Provided material
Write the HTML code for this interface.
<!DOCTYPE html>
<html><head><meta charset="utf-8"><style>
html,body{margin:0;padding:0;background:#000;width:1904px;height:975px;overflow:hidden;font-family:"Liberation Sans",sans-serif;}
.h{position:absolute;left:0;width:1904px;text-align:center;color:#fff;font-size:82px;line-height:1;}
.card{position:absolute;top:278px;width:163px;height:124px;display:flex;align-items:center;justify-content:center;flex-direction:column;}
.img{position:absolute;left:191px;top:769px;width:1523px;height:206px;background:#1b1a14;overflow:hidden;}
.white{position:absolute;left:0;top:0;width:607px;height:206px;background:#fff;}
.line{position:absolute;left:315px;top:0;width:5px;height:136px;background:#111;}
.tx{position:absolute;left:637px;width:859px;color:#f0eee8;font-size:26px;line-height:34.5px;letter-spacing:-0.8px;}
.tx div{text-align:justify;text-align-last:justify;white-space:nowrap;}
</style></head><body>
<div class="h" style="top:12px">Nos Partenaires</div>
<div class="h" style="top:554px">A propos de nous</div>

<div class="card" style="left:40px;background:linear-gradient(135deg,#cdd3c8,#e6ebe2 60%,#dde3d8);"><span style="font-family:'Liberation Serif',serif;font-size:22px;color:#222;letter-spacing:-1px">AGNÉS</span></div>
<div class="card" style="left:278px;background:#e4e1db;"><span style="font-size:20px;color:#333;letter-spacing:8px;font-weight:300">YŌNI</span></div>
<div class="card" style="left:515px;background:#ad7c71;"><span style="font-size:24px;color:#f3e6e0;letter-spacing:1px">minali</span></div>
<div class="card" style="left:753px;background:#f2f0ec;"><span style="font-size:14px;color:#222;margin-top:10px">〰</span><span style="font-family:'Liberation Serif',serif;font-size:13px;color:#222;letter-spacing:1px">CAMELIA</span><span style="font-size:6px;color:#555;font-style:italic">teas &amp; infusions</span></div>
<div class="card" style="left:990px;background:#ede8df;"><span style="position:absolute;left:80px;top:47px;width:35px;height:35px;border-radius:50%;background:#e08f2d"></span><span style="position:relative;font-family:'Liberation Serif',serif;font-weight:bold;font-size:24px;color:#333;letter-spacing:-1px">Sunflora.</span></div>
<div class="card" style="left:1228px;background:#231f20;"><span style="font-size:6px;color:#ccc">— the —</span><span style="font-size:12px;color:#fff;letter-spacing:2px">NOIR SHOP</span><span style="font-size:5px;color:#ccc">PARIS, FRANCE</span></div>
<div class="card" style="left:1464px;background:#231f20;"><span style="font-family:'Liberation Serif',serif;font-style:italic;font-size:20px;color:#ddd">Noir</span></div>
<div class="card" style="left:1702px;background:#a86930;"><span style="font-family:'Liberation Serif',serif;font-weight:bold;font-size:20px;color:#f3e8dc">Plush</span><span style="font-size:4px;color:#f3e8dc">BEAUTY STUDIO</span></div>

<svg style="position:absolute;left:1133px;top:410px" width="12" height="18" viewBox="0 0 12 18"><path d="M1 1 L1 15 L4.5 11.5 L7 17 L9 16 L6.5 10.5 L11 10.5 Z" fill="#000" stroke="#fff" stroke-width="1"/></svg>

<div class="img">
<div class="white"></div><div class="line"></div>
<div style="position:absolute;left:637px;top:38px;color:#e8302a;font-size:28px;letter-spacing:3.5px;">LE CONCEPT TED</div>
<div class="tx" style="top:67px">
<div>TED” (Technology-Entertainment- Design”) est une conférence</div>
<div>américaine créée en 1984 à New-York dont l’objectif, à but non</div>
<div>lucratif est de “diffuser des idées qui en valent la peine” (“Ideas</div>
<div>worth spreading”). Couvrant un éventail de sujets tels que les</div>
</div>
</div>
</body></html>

Directions for this task
Extract the data in full. Keep it word for word.

Response
Write the HTML code for this interface.
<!DOCTYPE html>
<html><head><meta charset="utf-8"><style>
html,body{margin:0;padding:0;background:#000;width:1904px;height:975px;overflow:hidden;font-family:"Liberation Sans",sans-serif;}
.h{position:absolute;left:0;width:1904px;text-align:center;color:#fff;font-size:82px;line-height:1;}
.card{position:absolute;top:278px;width:163px;height:124px;display:flex;align-items:center;justify-content:center;flex-direction:column;}
.img{position:absolute;left:191px;top:769px;width:1523px;height:206px;background:#1b1a14;overflow:hidden;}
.white{position:absolute;left:0;top:0;width:607px;height:206px;background:#fff;}
.line{position:absolute;left:315px;top:0;width:5px;height:136px;background:#111;}
.tx{position:absolute;left:637px;width:859px;color:#f0eee8;font-size:26px;line-height:34.5px;letter-spacing:-0.8px;}
.tx div{text-align:justify;text-align-last:justify;white-space:nowrap;}
</style></head><body>
<div class="h" style="top:12px">Nos Partenaires</div>
<div class="h" style="top:554px">A propos de nous</div>

<div class="card" style="left:40px;background:linear-gradient(135deg,#cdd3c8,#e6ebe2 60%,#dde3d8);"><span style="font-family:'Liberation Serif',serif;font-size:22px;color:#222;letter-spacing:-1px">AGNÉS</span></div>
<div class="card" style="left:278px;background:#e4e1db;"><span style="font-size:20px;color:#333;letter-spacing:8px;font-weight:300">YŌNI</span></div>
<div class="card" style="left:515px;background:#ad7c71;"><span style="font-size:24px;color:#f3e6e0;letter-spacing:1px">minali</span></div>
<div class="card" style="left:753px;background:#f2f0ec;"><span style="font-size:14px;color:#222;margin-top:10px">〰</span><span style="font-family:'Liberation Serif',serif;font-size:13px;color:#222;letter-spacing:1px">CAMELIA</span><span style="font-size:6px;color:#555;font-style:italic">teas &amp; infusions</span></div>
<div class="card" style="left:990px;background:#ede8df;"><span style="position:absolute;left:80px;top:47px;width:35px;height:35px;border-radius:50%;background:#e08f2d"></span><span style="position:relative;font-family:'Liberation Serif',serif;font-weight:bold;font-size:24px;color:#333;letter-spacing:-1px">Sunflora.</span></div>
<div class="card" style="left:1228px;background:#231f20;"><span style="font-size:6px;color:#ccc">— the —</span><span style="font-size:12px;color:#fff;letter-spacing:2px">NOIR SHOP</span><span style="font-size:5px;color:#ccc">PARIS, FRANCE</span></div>
<div class="card" style="left:1464px;background:#231f20;"><span style="font-family:'Liberation Serif',serif;font-style:italic;font-size:20px;color:#ddd">Noir</span></div>
<div class="card" style="left:1702px;background:#a86930;"><span style="font-family:'Liberation Serif',serif;font-weight:bold;font-size:20px;color:#f3e8dc">Plush</span><span style="font-size:4px;color:#f3e8dc">BEAUTY STUDIO</span></div>

<svg style="position:absolute;left:1133px;top:410px" width="12" height="18" viewBox="0 0 12 18"><path d="M1 1 L1 15 L4.5 11.5 L7 17 L9 16 L6.5 10.5 L11 10.5 Z" fill="#000" stroke="#fff" stroke-width="1"/></svg>

<div class="img">
<div class="white"></div><div class="line"></div>
<div style="position:absolute;left:637px;top:38px;color:#e8302a;font-size:28px;letter-spacing:3.5px;">LE CONCEPT TED</div>
<div class="tx" style="top:67px">
<div>TED” (Technology-Entertainment- Design”) est une conférence</div>
<div>américaine créée en 1984 à New-York dont l’objectif, à but non</div>
<div>lucratif est de “diffuser des idées qui en valent la peine” (“Ideas</div>
<div>worth spreading”). Couvrant un éventail de sujets tels que les</div>
</div>
</div>
</body></html>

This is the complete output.